TL;DR
This paper presents a novel traversal-based method for evaluating untyped lambda calculus terms by integrating eta-expansion, enabling direct traversal of original terms without prior transformation, and proving its correctness.
Contribution
It introduces a generic traversal approach for untyped lambda terms using eta-expansion, eliminating the need for term transformation prior to evaluation.
Findings
Effective computation of traversals characterizing beta-normal form paths.
Traversal method implements leftmost linear reduction.

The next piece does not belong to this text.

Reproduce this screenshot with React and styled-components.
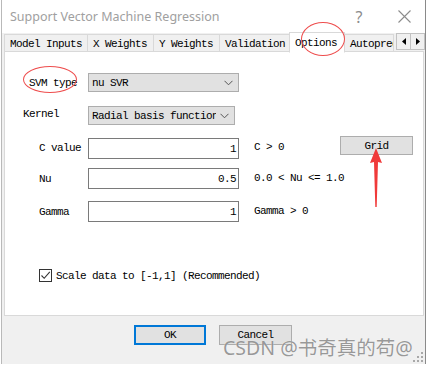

No preliminary transformation needed for original lambda terms.
Abstract
We introduce a method to evaluate untyped lambda terms by combining the theory of traversals, a term-tree traversing technique inspired from Game Semantics, with judicious use of the eta-conversion rule of the lambda calculus. The traversal theory of the simply-typed lambda calculus relies on the eta-long transform to ensure that when traversing an application, there is a subterm representing every possible operator's argument. In the untyped setting, we instead exhibit the missing operand via ad-hoc instantiation of the eta-expansion rule, which allows the traversal to proceed as if the operand existed in the original term. This gives rise to a more generic concept of traversals for lambda terms. A notable improvement, in addition to handling untyped terms, is that no preliminary transformation is required: the original unaltered lambda term is traversed. We show that by bounding…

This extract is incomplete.